The Arditti String Quartet opened the New Music Dublin Festival, an appropriate place to perform on the eve of their 40th anniversary as an ensemble. “New music” could be the Arditti’s middle name; it has adventurously championed contemporary repertoire throughout an illustrious career. The quartet’s virtuoso musicality was as breathtaking as ever. The chosen programme challenged the hall’s audience, clearly comprising lovers of new music, young and not so young, spiced with a number of international academics attending a conference on new composition organized by Trinity College Dublin in conjunction with the festival.

Arditti Quartet © Lukas Beck
Arditti Quartet
© Lukas Beck

Arditti opened with Georg Friedrich Haas' String Quartet no. 1 from 2012. Meticulously retuned strings, continuous harmonics and overtones and long nuanced lines of intricate rhythms certainly presented a technical challenge for the ensemble, yet their performance was so convincing and relaxed, we too could relax and enjoy the burst of splendid new sounds Haas conjured up. The piece may not be performed too often which is a pity, but quite understandable due to the virtuosity it requires. Irvine Arditti played a double role, conducting with his scroll to keep the quartet together throughout both completely composed sections and those where Haas left development to the improvisational discretion of the players.

After half an hour of harmonic complexity, our spirits were tested as the second piece programmed started off from exactly the same foot. Also from 2012, Hans Abrahamsen’s String Quartet no. 4 in no way measured up to what had preceded it. Admittedly a hard act to follow, the comparison was truly painful despite Arditti’s complete dedication. The festival programmer Donnacha Dennehy had the wonderful idea to engage the composers to supply programme notes, yet in the case of Abrahamsen, reading that this piece had taken 20 years to complete only strengthened the impression that it was a tough labor of love. It was difficult to appreciate this challenging quartet, despite perfect performance.

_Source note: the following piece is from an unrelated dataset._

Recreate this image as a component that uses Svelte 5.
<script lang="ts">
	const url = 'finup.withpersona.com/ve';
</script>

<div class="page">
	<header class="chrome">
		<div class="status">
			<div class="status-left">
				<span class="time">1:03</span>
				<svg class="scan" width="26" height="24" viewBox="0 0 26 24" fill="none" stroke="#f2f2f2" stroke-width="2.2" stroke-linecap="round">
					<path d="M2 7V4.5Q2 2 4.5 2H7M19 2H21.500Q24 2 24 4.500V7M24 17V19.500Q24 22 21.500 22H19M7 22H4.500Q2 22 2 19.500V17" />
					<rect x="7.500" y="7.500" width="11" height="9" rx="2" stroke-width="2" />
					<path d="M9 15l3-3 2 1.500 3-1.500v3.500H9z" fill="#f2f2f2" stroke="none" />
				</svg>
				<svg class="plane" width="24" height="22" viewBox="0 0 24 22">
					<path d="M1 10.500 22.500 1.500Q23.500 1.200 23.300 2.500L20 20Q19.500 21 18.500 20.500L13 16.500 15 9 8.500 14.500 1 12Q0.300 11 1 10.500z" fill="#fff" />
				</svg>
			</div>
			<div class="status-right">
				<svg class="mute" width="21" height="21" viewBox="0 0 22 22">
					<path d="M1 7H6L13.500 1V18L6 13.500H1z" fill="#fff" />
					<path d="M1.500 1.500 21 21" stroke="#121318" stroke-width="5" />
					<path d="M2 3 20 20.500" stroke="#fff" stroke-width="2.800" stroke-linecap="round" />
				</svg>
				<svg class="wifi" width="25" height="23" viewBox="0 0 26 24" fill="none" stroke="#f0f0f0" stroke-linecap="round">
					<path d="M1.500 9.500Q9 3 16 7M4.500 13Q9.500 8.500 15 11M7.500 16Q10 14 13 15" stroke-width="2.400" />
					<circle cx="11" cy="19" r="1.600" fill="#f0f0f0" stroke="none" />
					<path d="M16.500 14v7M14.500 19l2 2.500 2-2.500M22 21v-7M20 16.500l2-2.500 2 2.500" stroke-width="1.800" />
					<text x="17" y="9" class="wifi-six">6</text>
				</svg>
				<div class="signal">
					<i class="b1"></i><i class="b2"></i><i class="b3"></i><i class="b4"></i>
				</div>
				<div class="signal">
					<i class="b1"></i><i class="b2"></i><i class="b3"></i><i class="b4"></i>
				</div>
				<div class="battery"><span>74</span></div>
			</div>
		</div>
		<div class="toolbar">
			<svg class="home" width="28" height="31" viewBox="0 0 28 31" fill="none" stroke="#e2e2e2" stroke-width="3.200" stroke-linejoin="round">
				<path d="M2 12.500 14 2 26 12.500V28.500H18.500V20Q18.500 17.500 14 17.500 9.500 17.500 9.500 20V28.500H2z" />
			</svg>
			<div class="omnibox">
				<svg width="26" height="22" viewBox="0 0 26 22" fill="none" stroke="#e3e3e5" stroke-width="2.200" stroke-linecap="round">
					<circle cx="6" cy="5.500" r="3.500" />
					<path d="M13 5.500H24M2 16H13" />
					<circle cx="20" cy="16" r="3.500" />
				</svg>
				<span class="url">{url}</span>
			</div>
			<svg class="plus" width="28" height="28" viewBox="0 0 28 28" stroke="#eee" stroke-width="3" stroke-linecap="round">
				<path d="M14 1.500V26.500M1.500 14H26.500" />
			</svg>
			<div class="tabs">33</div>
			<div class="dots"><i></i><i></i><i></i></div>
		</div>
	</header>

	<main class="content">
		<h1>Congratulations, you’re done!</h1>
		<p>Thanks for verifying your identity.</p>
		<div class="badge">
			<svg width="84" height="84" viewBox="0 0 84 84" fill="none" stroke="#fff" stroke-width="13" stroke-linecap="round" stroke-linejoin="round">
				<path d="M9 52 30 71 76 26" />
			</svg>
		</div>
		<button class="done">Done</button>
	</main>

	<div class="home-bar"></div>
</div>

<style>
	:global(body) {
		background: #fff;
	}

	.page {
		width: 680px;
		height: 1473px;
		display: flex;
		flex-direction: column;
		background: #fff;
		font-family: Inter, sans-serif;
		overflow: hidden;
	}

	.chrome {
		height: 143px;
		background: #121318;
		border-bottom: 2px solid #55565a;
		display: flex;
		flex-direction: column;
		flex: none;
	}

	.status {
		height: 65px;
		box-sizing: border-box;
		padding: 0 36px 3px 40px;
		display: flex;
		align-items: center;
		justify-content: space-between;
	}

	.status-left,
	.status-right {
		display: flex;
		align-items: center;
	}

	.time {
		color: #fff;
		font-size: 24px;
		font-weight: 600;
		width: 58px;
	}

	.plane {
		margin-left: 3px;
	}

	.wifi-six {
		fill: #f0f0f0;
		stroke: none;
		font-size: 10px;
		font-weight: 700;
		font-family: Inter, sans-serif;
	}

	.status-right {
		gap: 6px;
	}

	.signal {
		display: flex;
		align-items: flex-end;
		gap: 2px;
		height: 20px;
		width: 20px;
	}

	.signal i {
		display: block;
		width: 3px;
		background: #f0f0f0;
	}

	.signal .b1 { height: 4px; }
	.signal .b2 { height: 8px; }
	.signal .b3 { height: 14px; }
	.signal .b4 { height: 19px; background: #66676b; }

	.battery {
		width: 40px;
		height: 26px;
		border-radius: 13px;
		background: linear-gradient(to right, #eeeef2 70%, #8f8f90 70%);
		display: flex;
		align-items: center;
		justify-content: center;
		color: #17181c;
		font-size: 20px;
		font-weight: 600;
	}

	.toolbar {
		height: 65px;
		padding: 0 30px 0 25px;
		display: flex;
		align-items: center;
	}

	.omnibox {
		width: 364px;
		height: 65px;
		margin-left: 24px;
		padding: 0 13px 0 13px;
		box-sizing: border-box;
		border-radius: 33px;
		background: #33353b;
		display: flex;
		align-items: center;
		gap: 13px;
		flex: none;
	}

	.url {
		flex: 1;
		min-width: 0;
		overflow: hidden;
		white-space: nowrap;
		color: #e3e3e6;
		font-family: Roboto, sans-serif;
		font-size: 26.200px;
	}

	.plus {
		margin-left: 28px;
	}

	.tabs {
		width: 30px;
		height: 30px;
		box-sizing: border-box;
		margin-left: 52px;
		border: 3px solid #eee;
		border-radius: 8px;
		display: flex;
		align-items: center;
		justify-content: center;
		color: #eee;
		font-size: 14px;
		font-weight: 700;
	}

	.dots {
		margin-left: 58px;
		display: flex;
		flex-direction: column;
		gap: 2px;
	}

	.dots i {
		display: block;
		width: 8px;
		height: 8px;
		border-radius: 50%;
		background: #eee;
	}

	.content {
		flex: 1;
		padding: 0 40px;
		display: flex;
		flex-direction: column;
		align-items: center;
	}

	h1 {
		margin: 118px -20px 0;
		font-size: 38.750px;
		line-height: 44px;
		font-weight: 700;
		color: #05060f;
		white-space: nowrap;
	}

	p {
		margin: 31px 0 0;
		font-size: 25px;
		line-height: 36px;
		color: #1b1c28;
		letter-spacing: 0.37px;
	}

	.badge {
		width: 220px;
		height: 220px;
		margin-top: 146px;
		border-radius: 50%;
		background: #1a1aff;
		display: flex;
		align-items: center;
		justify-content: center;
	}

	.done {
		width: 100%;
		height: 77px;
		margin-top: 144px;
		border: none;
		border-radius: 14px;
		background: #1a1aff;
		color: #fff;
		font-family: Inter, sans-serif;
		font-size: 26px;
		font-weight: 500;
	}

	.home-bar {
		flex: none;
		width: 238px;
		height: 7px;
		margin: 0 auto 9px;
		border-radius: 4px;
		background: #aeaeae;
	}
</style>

It was disappointing to programme a work from 1983 in a new music festival 2014. The concert ended with a delicious and rousing performance of Iannis Xenakis' Tetras, the most convincing, forceful work heard by far. Can we still call this new music? The structure, narrative and creativity of sounds in this piece, now in its golden years, emerged in the inspired and competent hands of the Arditti Quartet as, ironically, the evening’s breath of fresh air.